Web page code records
== == ==

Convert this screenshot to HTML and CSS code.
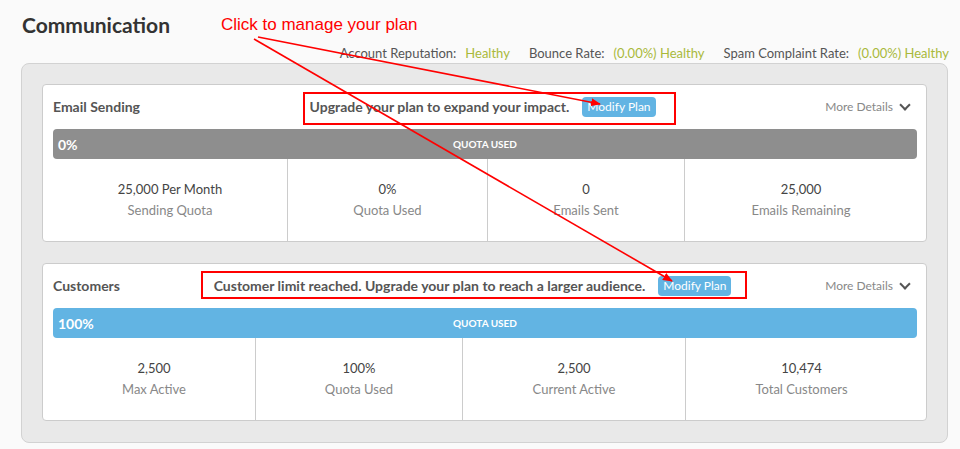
FILE: index.html
```html
<!DOCTYPE html>
<html lang="en">
<head>
    <meta charset="UTF-8">
    <meta name="viewport" content="width=device-width, initial-scale=1.0">
    <title>Communication</title>
    <link rel="stylesheet" href="styles.css">
</head>
<body>
    <div class="page">
        <h1>Communication</h1>

        <div class="status">
            <span class="status-label">Account Reputation:</span>
            <span class="status-value">Healthy</span>
            <span class="status-label">Bounce Rate:</span>
            <span class="status-value">(0.00%) Healthy</span>
            <span class="status-label">Spam Complaint Rate:</span>
            <span class="status-value">(0.00%) Healthy</span>
        </div>

        <div class="panel">
            <div class="card">
                <div class="card-header">
                    <span class="card-title">Email Sending</span>
                    <span class="notice">Upgrade your plan to expand your impact. <button class="btn">Modify Plan</button></span>
                    <span class="more">More Details <span class="chevron"></span></span>
                </div>
                <div class="bar bar-gray">
                    <span class="bar-percent">0%</span>
                    <span class="bar-label">QUOTA USED</span>
                </div>
                <div class="stats stats-email">
                    <div class="stat">
                        <div class="stat-value">25,000 Per Month</div>
                        <div class="stat-label">Sending Quota</div>
                    </div>
                    <div class="stat">
                        <div class="stat-value">0%</div>
                        <div class="stat-label">Quota Used</div>
                    </div>
                    <div class="stat">
                        <div class="stat-value">0</div>
                        <div class="stat-label">Emails Sent</div>
                    </div>
                    <div class="stat">
                        <div class="stat-value">25,000</div>
                        <div class="stat-label">Emails Remaining</div>
                    </div>
                </div>
            </div>

            <div class="card">
                <div class="card-header">
                    <span class="card-title">Customers</span>
                    <span class="notice">Customer limit reached. Upgrade your plan to reach a larger audience. <button class="btn">Modify Plan</button></span>
                    <span class="more">More Details <span class="chevron"></span></span>
                </div>
                <div class="bar bar-blue">
                    <span class="bar-percent">100%</span>
                    <span class="bar-label">QUOTA USED</span>
                </div>
                <div class="stats stats-customers">
                    <div class="stat">
                        <div class="stat-value">2,500</div>
                        <div class="stat-label">Max Active</div>
                    </div>
                    <div class="stat">
                        <div class="stat-value">100%</div>
                        <div class="stat-label">Quota Used</div>
                    </div>
                    <div class="stat">
                        <div class="stat-value">2,500</div>
                        <div class="stat-label">Current Active</div>
                    </div>
                    <div class="stat">
                        <div class="stat-value">10,474</div>
                        <div class="stat-label">Total Customers</div>
                    </div>
                </div>
            </div>
        </div>
    </div>

    <!-- annotation layer drawn over the page -->
    <div class="note">Click to manage your plan</div>
    <svg class="annotations" width="960" height="449" viewBox="0 0 960 449">
        <defs>
            <marker id="head" markerWidth="10" markerHeight="8" refX="9" refY="4" orient="auto" markerUnits="userSpaceOnUse">
                <path d="M0 0 L10 4 L0 8 Z" fill="#f00"/>
            </marker>
        </defs>
        <rect x="304" y="93" width="371" height="31" fill="none" stroke="#f00" stroke-width="2"/>
        <rect x="202" y="272" width="544" height="26" fill="none" stroke="#f00" stroke-width="2"/>
        <line x1="258" y1="37" x2="600" y2="104" stroke="#f00" stroke-width="1.6" marker-end="url(#head)"/>
        <line x1="254" y1="39" x2="672" y2="281" stroke="#f00" stroke-width="1.6" marker-end="url(#head)"/>
    </svg>
</body>
</html>
```

FILE: styles.css
```css
body {
    margin: 0;
    background-color: #fafafa;
    font-family: Lato, "Noto Sans", sans-serif;
    color: #555;
}

.page {
    padding: 0 12px 6px 21px;
}

h1 {
    margin: 0;
    padding: 12px 0 0 1px;
    font-size: 21px;
    line-height: 26px;
    font-weight: bold;
    color: #333;
}

.status {
    display: flex;
    justify-content: flex-end;
    align-items: center;
    margin-right: -1px;
    height: 19px;
    padding-top: 6px;
    line-height: 17px;
    font-size: 13px;
}

.status-label {
    color: #555;
    margin-right: 9px;
}

.status-value {
    color: #a9b93b;
    margin-right: 19px;
}

.status-value:last-child {
    margin-right: 0;
}

.panel {
    background: #e9e9e9;
    border: 1px solid #d2d2d2;
    border-radius: 8px;
    padding: 20px 20px 21px;
    display: flex;
    flex-direction: column;
    gap: 21px;
}

.card {
    background: white;
    border: 1px solid #ccc;
    border-radius: 4px;
    padding: 0 9px 0 10px;
}

.card-header {
    display: flex;
    justify-content: space-between;
    align-items: center;
    height: 43px;
    padding-bottom: 1px;
}

.card-title {
    font-size: 14px;
    font-weight: bold;
    color: #555;
}

.notice {
    font-size: 14px;
    font-weight: bold;
    color: #555;
    display: flex;
    align-items: center;
    gap: 13px;
}

.btn {
    font-family: Lato, "Noto Sans", sans-serif;
    font-size: 12px;
    color: white;
    background: #62b4e3;
    border: none;
    border-radius: 4px;
    height: 20px;
    padding: 0 5px;
    line-height: 20px;
}

.more {
    font-size: 12px;
    color: #888;
    margin-right: 8px;
    display: flex;
    align-items: center;
    gap: 8px;
}

.chevron {
    width: 6px;
    height: 6px;
    border-right: 2px solid #555;
    border-bottom: 2px solid #555;
    transform: rotate(45deg);
    margin-top: -4px;
}

.bar {
    display: grid;
    grid-template-columns: 1fr auto 1fr;
    align-items: center;
    height: 30px;
    border-radius: 4px;
    color: white;
    font-weight: bold;
    padding: 0 5px;
}

.bar-gray {
    background: #8e8e8e;
}

.bar-blue {
    background: #62b4e3;
}

.bar-percent {
    font-size: 14px;
}

.bar-label {
    font-size: 10px;
}

.stats {
    display: grid;
}

.stats-email {
    grid-template-columns: 234px 200px 197px 1fr;
}

.stats-customers {
    grid-template-columns: 202px 207px 223px 1fr;
}

.stat {
    text-align: center;
    padding: 20px 0 21px;
    font-size: 13px;
    line-height: 20px;
}

.stat + .stat {
    border-left: 1px solid #ccc;
}

.stat-value {
    color: #444;
}

.stat-label {
    color: #888;
    margin-top: 1px;
}

.note {
    position: absolute;
    left: 221px;
    top: 15px;
    font-family: "Liberation Sans", Arial, sans-serif;
    font-size: 17px;
    color: #f00;
}

.annotations {
    position: absolute;
    left: 0;
    top: 0;
    pointer-events: none;
}
```
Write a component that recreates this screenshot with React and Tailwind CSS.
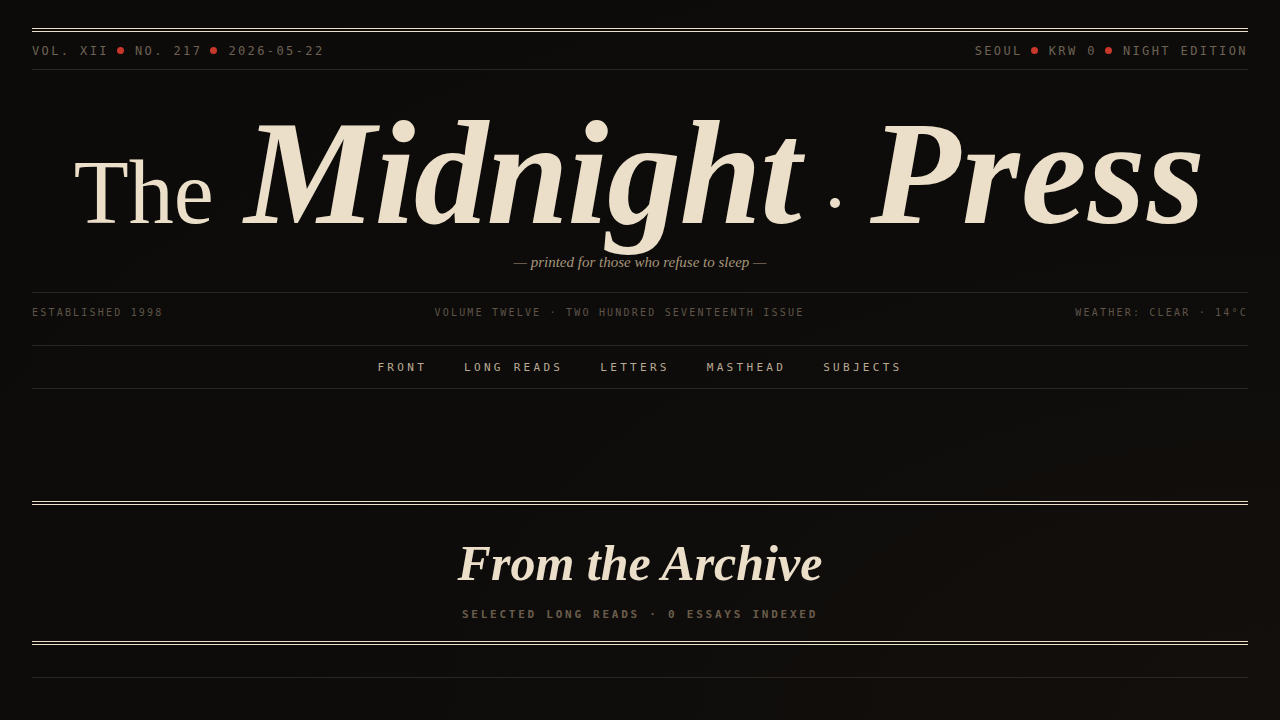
import React from 'react';

const mono = { fontFamily: '"DejaVu Sans Mono", "Liberation Mono", monospace' };
const serif = { fontFamily: '"Liberation Serif", "DejaVu Serif", serif' };

function Dot() {
  return <span className="ml-[8px] mr-[11px] inline-block size-[7px] rounded-full bg-[#c8382a] align-middle" />;
}

function MetaRow() {
  return (
    <div
      className="flex h-[38px] items-center justify-between border-b border-[#2a2621] text-xs tracking-[0.2em] text-[#6e6253]"
      style={mono}
    >
      <div className="flex items-center">
        <span>VOL. XII</span>
        <Dot />
        <span>NO. 217</span>
        <Dot />
        <span>2026-05-22</span>
      </div>
      <div className="flex items-center">
        <span>SEOUL</span>
        <Dot />
        <span>KRW 0</span>
        <Dot />
        <span>NIGHT EDITION</span>
      </div>
    </div>
  );
}

function Masthead() {
  return (
    <div className="border-b border-[#2a2621] pb-[20px] pt-[31px] text-center">
      <h1 className="h-[144px] whitespace-nowrap text-[148px] leading-[144px] text-[#ecdfc9]" style={serif}>
        <span className="text-[90px] font-normal">The </span>
        <span className="ml-[8px] font-bold italic tracking-[-0.01em]">Midnight</span>
        <span className="mx-[30px] inline-block size-[10px] rounded-full bg-[#ecdfc9] align-[15px]" />
        <span className="font-bold italic tracking-[0.01em]">Press</span>
      </h1>
      <p className="mt-[7px] text-[15px] italic leading-[20px] text-[#a8967b]" style={serif}>
        — printed for those who refuse to sleep —
      </p>
    </div>
  );
}

function IssueRow() {
  return (
    <div
      className="flex justify-between border-b border-[#2a2621] pb-[26px] pt-[14px] text-[10px] leading-[12px] tracking-[0.22em] text-[#5e5447]"
      style={mono}
    >
      <span>ESTABLISHED 1998</span>
      <span>VOLUME TWELVE · TWO HUNDRED SEVENTEENTH ISSUE</span>
      <span>WEATHER: CLEAR · 14°C</span>
    </div>
  );
}

function Nav() {
  const items = ['FRONT', 'LONG READS', 'LETTERS', 'MASTHEAD', 'SUBJECTS'];
  return (
    <nav
      className="flex h-[43px] items-center justify-center gap-[37px] border-b border-[#2a2621] pt-[2px] text-[11px] tracking-[0.3em] text-[#b9aa93]"
      style={mono}
    >
      {items.map((item) => (
        <a key={item} href="#" className="hover:text-[#ecdfc9]">
          {item}
        </a>
      ))}
    </nav>
  );
}

function ArchiveHeader() {
  return (
    <section className="mt-[112px] border-y-4 border-double border-[#ecdfc9] pb-[18px] pt-[28px] text-center">
      <h2 className="text-[50px] font-bold italic leading-[60px] text-[#ecdfc9]" style={serif}>
        From the Archive
      </h2>
      <p
        className="mt-[14px] text-[11px] font-bold leading-[16px] tracking-[0.25em] text-[#6b5d4c]"
        style={mono}
      >
        SELECTED LONG READS · 0 ESSAYS INDEXED
      </p>
    </section>
  );
}

export default function App() {
  return (
    <div className="min-h-[720px] w-full bg-[radial-gradient(ellipse_at_bottom_right,#130f0c_0%,#0d0c0b_55%,#0c0b0a_100%)] px-8 pt-[28px]">
      <div className="border-t-4 border-double border-[#ecdfc9]">
        <MetaRow />
        <Masthead />
        <IssueRow />
        <Nav />
        <ArchiveHeader />
        <div className="mt-[32px] border-t border-[#2a2621]" />
      </div>
    </div>
  );
}
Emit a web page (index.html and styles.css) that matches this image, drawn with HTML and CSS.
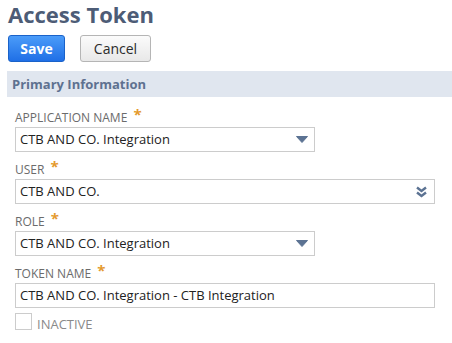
FILE: index.html
```html
<!DOCTYPE html>
<html>
<head>
<meta charset="utf-8">
<link rel="stylesheet" href="styles.css">
</head>
<body>
<div class="page">
  <h1 class="title">Access Token</h1>
  <div class="actions">
    <button class="btn btn-primary">Save</button>
    <button class="btn btn-secondary">Cancel</button>
  </div>
  <div class="section-bar">Primary Information</div>
  <div class="fields">
    <div class="field">
      <div class="label">APPLICATION NAME <span class="req">*</span></div>
      <div class="input select short">
        <span class="value">CTB AND CO. Integration</span>
        <svg class="caret" width="12" height="7" viewBox="0 0 12 7"><path d="M0.5 0.5 H11.5 L6 6.5 Z" fill="#5c7393" stroke="#5c7393" stroke-width="1" stroke-linejoin="round"/></svg>
      </div>
    </div>
    <div class="field">
      <div class="label">USER <span class="req">*</span></div>
      <div class="input select long">
        <span class="value">CTB AND CO.</span>
        <svg class="dbl" width="11" height="12" viewBox="0 0 11 12"><path d="M1 1.5 L5.5 5 L10 1.5 M1 6.5 L5.5 10 L10 6.5" fill="none" stroke="#5c7393" stroke-width="2.4" stroke-linejoin="miter"/></svg>
      </div>
    </div>
    <div class="field">
      <div class="label">ROLE <span class="req">*</span></div>
      <div class="input select short">
        <span class="value">CTB AND CO. Integration</span>
        <svg class="caret" width="12" height="7" viewBox="0 0 12 7"><path d="M0.5 0.5 H11.5 L6 6.5 Z" fill="#5c7393" stroke="#5c7393" stroke-width="1" stroke-linejoin="round"/></svg>
      </div>
    </div>
    <div class="field field-last">
      <div class="label">TOKEN NAME <span class="req">*</span></div>
      <div class="input long">
        <span class="value">CTB AND CO. Integration - CTB Integration</span>
      </div>
    </div>
    <div class="check-row">
      <span class="checkbox"></span>
      <span class="check-label">INACTIVE</span>
    </div>
  </div>
</div>
</body>
</html>
```

FILE: styles.css
```css
html, body {
  margin: 0;
  padding: 0;
  background: #ffffff;
}
body {
  font-family: "Open Sans", "Liberation Sans", sans-serif;
  width: 452px;
  height: 343px;
  overflow: hidden;
}
.page {
  padding-left: 8px;
}
.title {
  margin: 1px 0 0 0;
  font-size: 22px;
  line-height: 26px;
  font-weight: 700;
  color: #4d5c76;
}
.actions {
  display: flex;
  gap: 15px;
  margin-top: 8px;
}
.btn {
  height: 27px;
  box-sizing: border-box;
  font-family: "Open Sans", "Liberation Sans", sans-serif;
  font-size: 14px;
  border-radius: 3px;
  padding: 0;
  cursor: pointer;
}
.btn-primary {
  width: 57px;
  font-weight: 700;
  color: #ffffff;
  border: 1px solid #1a62c9;
  background: linear-gradient(#4b9cf9, #1f6fe6);
}
.btn-secondary {
  width: 71px;
  font-weight: 400;
  color: #2b2b2b;
  border: 1px solid #b5b5b5;
  background: linear-gradient(#fbfbfb, #e8e8e8);
}
.section-bar {
  margin-top: 9px;
  margin-left: -1px;
  height: 26px;
  line-height: 26px;
  padding-left: 5px;
  background: #e0e6ef;
  color: #5e7190;
  font-size: 13px;
  font-weight: 700;
}
.fields {
  padding-left: 7px;
  padding-top: 13px;
}
.field {
  margin-bottom: 10px;
}
.field-last {
  margin-bottom: 5px;
}
.label {
  font-size: 12px;
  height: 16px;
  line-height: 16px;
  color: #6b6b6b;
  margin-bottom: 1px;
  white-space: nowrap;
}
.req {
  color: #e49a2e;
  font-size: 15px;
  line-height: 0;
  font-weight: 700;
  vertical-align: 2px;
  margin-left: 3px;
}
.input {
  box-sizing: border-box;
  height: 25px;
  border: 1px solid #cccccc;
  display: flex;
  align-items: center;
  padding: 0 6px 0 4px;
  font-size: 13px;
  color: #222222;
}
.input.short {
  width: 300px;
}
.input.long {
  width: 420px;
}
.value {
  flex: 1;
  white-space: nowrap;
  line-height: 23px;
}
.caret {
  display: block;
}
.dbl {
  display: block;
  margin-right: 1px;
}
.check-row {
  display: flex;
  align-items: flex-end;
  gap: 5px;
}
.checkbox {
  width: 17px;
  height: 17px;
  box-sizing: border-box;
  border: 1px solid #cccccc;
  background: #ffffff;
}
.check-label {
  font-size: 13px;
  line-height: 13px;
  color: #8a8a8a;
  margin-bottom: -1px;
}
```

== == ==

TASK DETAILS
Look through the records and gather each line with the word "React".

REPLY
Write a component that recreates this screenshot with React and Tailwind CSS.
import React from 'react';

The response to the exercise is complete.